Do we know the new AI titles that are more accepted or more common in the industry? For example AI animator? Or would be better technical artist? Haha

Eighteen minutes later, Kevin Friel answered with the only honest thing anybody can say right now.
Nobody knows yet.

That is funny because it is true. That is also terrifying because titles are not vibes. Titles are how people get hired, credited, paid, protected, discovered, and taken seriously. A title tells a producer what you can be trusted with. It tells a union what work you performed. It tells a client whether you are making something beautiful, building a pipeline, directing a sequence, or cleaning up the mess a model made at three in the morning.
So Daniela was not really asking whether to put AI animator on LinkedIn.
Daniela was asking how a new kind of film worker becomes legible before the paperwork catches up.
There is no single accepted title yet, but the market is already leaving fingerprints all over the glass.
DNEG is advertising Gen AI workflow roles inside environment and digital matte painting.

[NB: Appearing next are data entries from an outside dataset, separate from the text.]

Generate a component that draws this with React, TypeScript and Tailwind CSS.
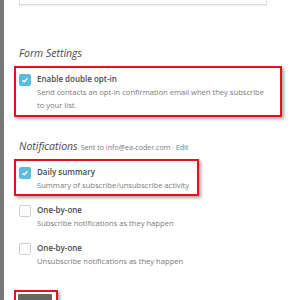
import React from "react";

function Check({ checked }: { checked?: boolean }) {
  return checked ? (
    <div className="w-[12px] h-[12px] shrink-0 rounded-[2px] bg-[#5bbcdc] flex items-center justify-center">
      <svg width="8" height="8" viewBox="0 0 8 8">
        <path d="M1.5 4.2 L3.2 5.8 L6.5 2.2" stroke="#fff" strokeWidth="1.3" fill="none" />
      </svg>
    </div>
  ) : (
    <div className="w-[12px] h-[12px] shrink-0 rounded-[2px] border border-[#cfcfcf] bg-white" />
  );
}

function Option({ checked, title, desc }: { checked?: boolean; title: string; desc: React.ReactNode }) {
  return (
    <div className="flex gap-[6px]">
      <div className="pt-[1px]">
        <Check checked={checked} />
      </div>
      <div>
        <div className="text-[8px] leading-[12px] font-semibold text-[#4a4a4a]">{title}</div>
        <div className="text-[7.6px] leading-[13px] text-[#7a7a7a] mt-[1px] whitespace-nowrap">{desc}</div>
      </div>
    </div>
  );
}

export default function App() {
  return (
    <div
      className="w-[300px] h-[300px] overflow-hidden bg-white flex"
      style={{ fontFamily: "'Open Sans', 'Liberation Sans', sans-serif" }}
    >
      <div className="w-[4px] h-full bg-[#777]" />
      <div className="flex-1 pl-[15px]">
        <div className="w-[248px] h-[5px] border-x border-b border-[#dcdcdc] shadow-[0_1px_1px_rgba(0,0,0,0.06)]" />

        <h3 className="mt-[40px] text-[10.5px] leading-[16px] italic text-[#4a4a4a]">Form Settings</h3>

        <div className="mt-[5px] -ml-[5px] w-[268px] h-[51px] border-2 border-[#e3121b] shadow-[2px_2px_3px_rgba(0,0,0,0.35)] pl-[3px] pt-[5px]">
          <Option
            checked
            title="Enable double opt-in"
            desc={
              <>
                Send contacts an opt-in confirmation email when they subscribe
                <br />
                to your list.
              </>
            }
          />
        </div>

        <div className="mt-[21px] flex items-baseline gap-[3px]">
          <h3 className="text-[10.5px] leading-[16px] italic text-[#4a4a4a]">Notifications</h3>
          <span className="text-[7.1px] text-[#7a7a7a]">
            Sent to info@ea-coder.com · <span className="text-[#3f91b5]">Edit</span>
          </span>
        </div>

        <div className="mt-[5px] -ml-[5px] w-[185px] h-[37px] border-2 border-[#e3121b] shadow-[2px_2px_3px_rgba(0,0,0,0.35)] pl-[3px] pt-[5px]">
          <Option checked title="Daily summary" desc="Summary of subscribe/unsubscribe activity" />
        </div>

        <div className="mt-[8px]">
          <Option title="One-by-one" desc="Subscribe notifications as they happen" />
        </div>
        <div className="mt-[12px]">
          <Option title="One-by-one" desc="Unsubscribe notifications as they happen" />
        </div>

        <div className="mt-[22px] -ml-[5px] w-[44px] h-[20px] border-2 border-[#e3121b] shadow-[2px_2px_3px_rgba(0,0,0,0.35)] pl-[2px] pt-[2px]">
          <div className="w-[34px] h-[16px] bg-[#666] rounded-[1px]" />
        </div>
      </div>
    </div>
  );
}
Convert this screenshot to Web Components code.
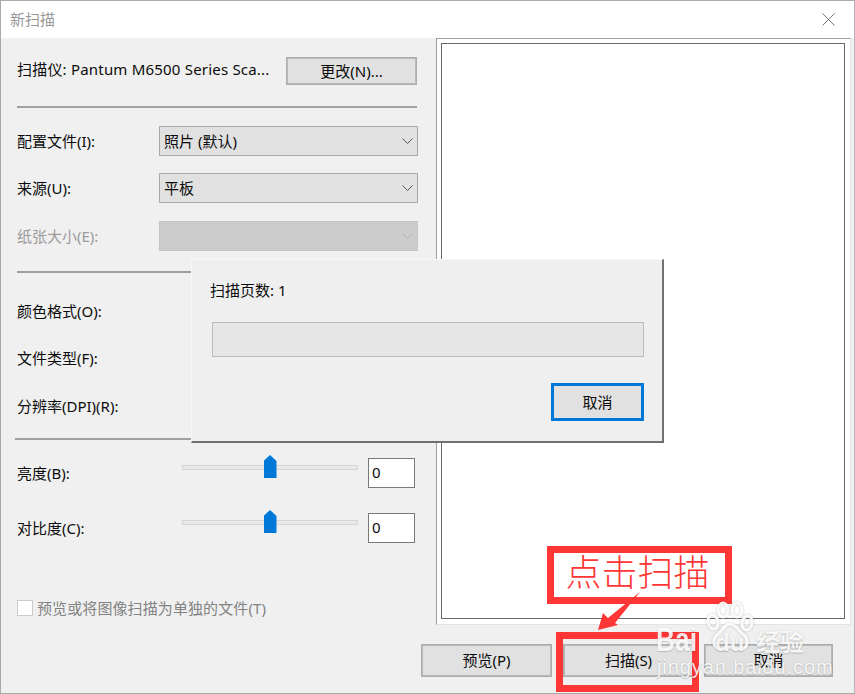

TrueShort is using AI Filmmaker as a job title and asking for people who can translate scripts, boards, and shot lists into visual sequences with AI first tools. Sawhorse posts for an AI Filmmaker and AI Production Pipeline Engineer and describes the role as part art director, part filmmaker, part creative technologist, part technical pipeline brain.

That pile up of titles is the tell. Nobody has the taxonomy yet, so everybody is naming the missing piece from their own angle.
A studio sees workflow risk, so it says pipeline engineer. A VFX house sees repeatability, so it says workflow designer. A streamer sees output, so it says AI filmmaker. An animator trying to keep drawing alive inside a new process might say hybrid animation artist. A hiring manager with a games and virtual production brain reaches for technical artist.
None of those titles is wrong.
Each one is a different promise.
AI filmmaker says: I can ship finished moving image work with these tools. AI animation artist says: I can animate, compose, and keep continuity with AI in the loop. Technical artist says: I can bridge art direction and technical implementation, and when the thing breaks, I can fix it. Workflow designer says: I can build repeatable systems other artists can actually use.
Right now, the best title is not the most futuristic one.
It is the one that describes the responsibility you can carry when the lights are on and the deadline is hungry.